Sweeney was the lead investigator on another recent, practice-changing study presented at ASCO two years ago, called the CHAARTED trial.  It found that for men who have metastatic cancer that responds to ADT (this is called hormone-sensitive prostate cancer), adding docetaxel to ADT extended the average survival from three years to nearly five.  These results were huge – but Sweeney is even more excited about the results of the LATITUDE study and similar findings from the UK-led STAMPEDE trial, also presented at this year’s conference.

“The benefit we saw in CHAARTED was mainly in men who have a higher burden of disease,” notes Sweeney.  “Men with a lower burden of disease lived quite a long while anyway, on average six to eight years,” with some men living much longer.   “Clearly, all patients need better therapies, but men who had an average survival of three years needed help the most.  We showed in that group that docetaxel extends survival – but the side effects make it difficult for some men to take it.”  Men who are frail, who have other health problems, or who are elderly do not tolerate docetaxel very well.

LATITUDE began in 2012 and recruited about 1,200 patients from more than 200 medical centers worldwide until 2014; the average age of the men in the study is 68.  Men were randomly assigned either to ADT and abiraterone plus prednisone, or ADT alone with a placebo.
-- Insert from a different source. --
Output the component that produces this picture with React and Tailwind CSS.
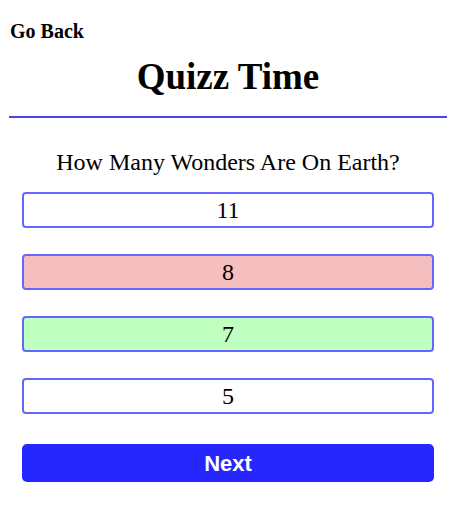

These results are so new that it will take a while for them to ripple out from the epicenter – the ASCO meeting – throughout medical oncology.  This means that many doctors don’t yet know about the benefits of starting abiraterone along with ADT.

It also means, unfortunately, that most insurance companies do not realize that this is going to be the new standard of care.  They may not want to pay for abiraterone, and that’s a problem, because the drug, Zytiga, made by Janssen, is not cheap.  It costs $9,000 a month; however, a generic form of abiraterone is expected to come on the market within the next two years.